» The request: Only the number is wanted: tally the lines below that contain the word "components".

» Given material:

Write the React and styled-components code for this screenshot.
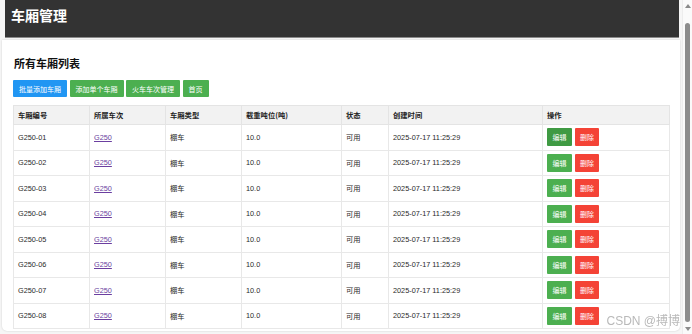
import React from 'react';
import styled, { createGlobalStyle } from 'styled-components';

const GlobalStyle = createGlobalStyle`
  html, body {
    margin: 0;
    padding: 0;
    overflow: hidden;
  }
  body {
    font-family: "Liberation Sans", Arial, "Noto Sans CJK SC", sans-serif;
    color: #333;
    background: #f6f6f6;
  }
`;

const Shell = styled.div`
  display: flex;
  height: 100vh;
  background: #f6f6f6;
`;

const Main = styled.div`
  flex: 1;
  min-width: 0;
  overflow: hidden;
`;

const ScrollTrack = styled.div`
  width: 10px;
  display: flex;
  flex-direction: column;
  align-items: center;
  background: #fafafa;
  border-left: 1px solid #ededed;
  box-sizing: border-box;
`;

const ScrollArrow = styled.div`
  height: 11px;
  display: flex;
  align-items: center;
  justify-content: center;
`;

const ScrollThumb = styled.div`
  flex: 1;
  width: 5px;
  margin: 12px 0 1px;
  border-radius: 3px;
  background: #8c8c8c;
`;

const Header = styled.header`
  height: 38px;
  margin: 0 3px 0 5px;
  padding: 0 0 8px 6px;
  box-sizing: border-box;
  display: flex;
  align-items: center;
  background: #333;
  border-bottom: 1px solid #8a8a8a;
  color: #fff;
`;

const HeaderTitle = styled.h1`
  margin: 0;
  font-size: 14px;
  font-weight: bold;
  font-family: "Noto Sans CJK SC", sans-serif;
`;

const Container = styled.main`
  margin: 2px 2px 0 2px;
  padding: 16px 10px 2px 11px;
  background: #fff;
  border-radius: 0 0 5px 5px;
  box-shadow: 0 0 2px rgba(0, 0, 0, 0.18);
`;

const SectionTitle = styled.h2`
  margin: 0 0 10px 1px;
  font-size: 11px;
  line-height: 14px;
  font-weight: bold;
  color: #111;
  font-family: "Noto Sans CJK SC", sans-serif;
`;

const Toolbar = styled.div`
  display: flex;
  gap: 2.5px;
  margin-bottom: 8px;
`;

const ToolButton = styled.button`
  height: 17px;
  padding: 0 6px;
  border: none;
  border-radius: 1px;
  background: ${p => (p.$primary ? '#2196f3' : '#4caf50')};
  color: #fff;
  font-size: 7px;
  font-family: "Noto Sans CJK SC", sans-serif;
  cursor: pointer;
`;

const Table = styled.table`
  width: 656px;
  table-layout: fixed;
  border-collapse: collapse;
  font-size: 7.3px;
`;

const Th = styled.th`
  height: 18px;
  padding: 0 4px;
  text-align: left;
  background: #f2f2f2;
  border: 1px solid #e4e4e4;
  font-weight: bold;
  color: #222;
  font-family: "Noto Sans CJK SC", sans-serif;
`;

const Tr = styled.tr`
  height: 25.5px;
`;

const Td = styled.td`
  padding: 0 4px;
  border: 1px solid #e8e8e8;
  color: #2a2a2a;
  font-family: ${p => (p.$cjk ? '"Noto Sans CJK SC", sans-serif' : '"Liberation Sans", Arial, sans-serif')};
`;

const TrainLink = styled.a`
  color: #6b3fa0;
  text-decoration: underline;
`;

const Actions = styled.div`
  display: flex;
  gap: 3px;
`;

const ActionButton = styled.button`
  width: ${p => (p.$danger ? '24px' : '25px')};
  height: 18px;
  padding: 0;
  border: none;
  border-radius: 1px;
  background: ${p => (p.$danger ? '#f44336' : p.$active ? '#3f9a43' : '#4caf50')};
  color: #fff;
  font-size: 7px;
  font-family: "Noto Sans CJK SC", sans-serif;
  cursor: pointer;
`;

const Watermark = styled.div`
  position: fixed;
  right: 12px;
  bottom: 6px;
  font-size: 12px;
  color: #b9b9b9;
  font-family: "Liberation Sans", "Noto Sans CJK SC", sans-serif;
  text-shadow: 0 0 2px #fff;
  pointer-events: none;
`;

const Arrow = ({ down }) => (
  <svg width="6" height="4" viewBox="0 0 6 4">
    <path d={down ? 'M0 0 L6 0 L3 4 Z' : 'M0 4 L6 4 L3 0 Z'} fill="#8a8a8a" />
  </svg>
);

const columns = [
  { title: '车厢编号', width: 76 },
  { title: '所属车次', width: 76 },
  { title: '车厢类型', width: 76 },
  { title: '载重吨位(吨)', width: 100 },
  { title: '状态', width: 47 },
  { title: '创建时间', width: 154 },
  { title: '操作', width: 127 }
];

const carriages = Array.from({ length: 8 }, (_, i) => ({
  id: `G250-0${i + 1}`,
  train: 'G250',
  type: '棚车',
  load: '10.0',
  status: '可用',
  created: '2025-07-17 11:25:29'
}));

export default function App() {
  return (
    <>
      <GlobalStyle />
      <Shell>
        <Main>
          <Header>
            <HeaderTitle>车厢管理</HeaderTitle>
          </Header>
          <Container>
            <SectionTitle>所有车厢列表</SectionTitle>
            <Toolbar>
              <ToolButton $primary>批量添加车厢</ToolButton>
              <ToolButton>添加单个车厢</ToolButton>
              <ToolButton>火车车次管理</ToolButton>
              <ToolButton>首页</ToolButton>
            </Toolbar>
            <Table>
              <colgroup>
                {columns.map(c => (
                  <col key={c.title} style={{ width: c.width }} />
                ))}
              </colgroup>
              <thead>
                <tr>
                  {columns.map(c => (
                    <Th key={c.title}>{c.title}</Th>
                  ))}
                </tr>
              </thead>
              <tbody>
                {carriages.map((row, i) => (
                  <Tr key={row.id}>
                    <Td>{row.id}</Td>
                    <Td>
                      <TrainLink href="#">{row.train}</TrainLink>
                    </Td>
                    <Td $cjk>{row.type}</Td>
                    <Td>{row.load}</Td>
                    <Td $cjk>{row.status}</Td>
                    <Td>{row.created}</Td>
                    <Td>
                      <Actions>
                        <ActionButton $active={i === 0}>编辑</ActionButton>
                        <ActionButton $danger>删除</ActionButton>
                      </Actions>
                    </Td>
                  </Tr>
                ))}
              </tbody>
            </Table>
          </Container>
        </Main>
        <ScrollTrack>
          <ScrollArrow>
            <Arrow />
          </ScrollArrow>
          <ScrollThumb />
          <ScrollArrow>
            <Arrow down />
          </ScrollArrow>
        </ScrollTrack>
      </Shell>
      <Watermark>CSDN @搏博</Watermark>
    </>
  );
}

» In response: 2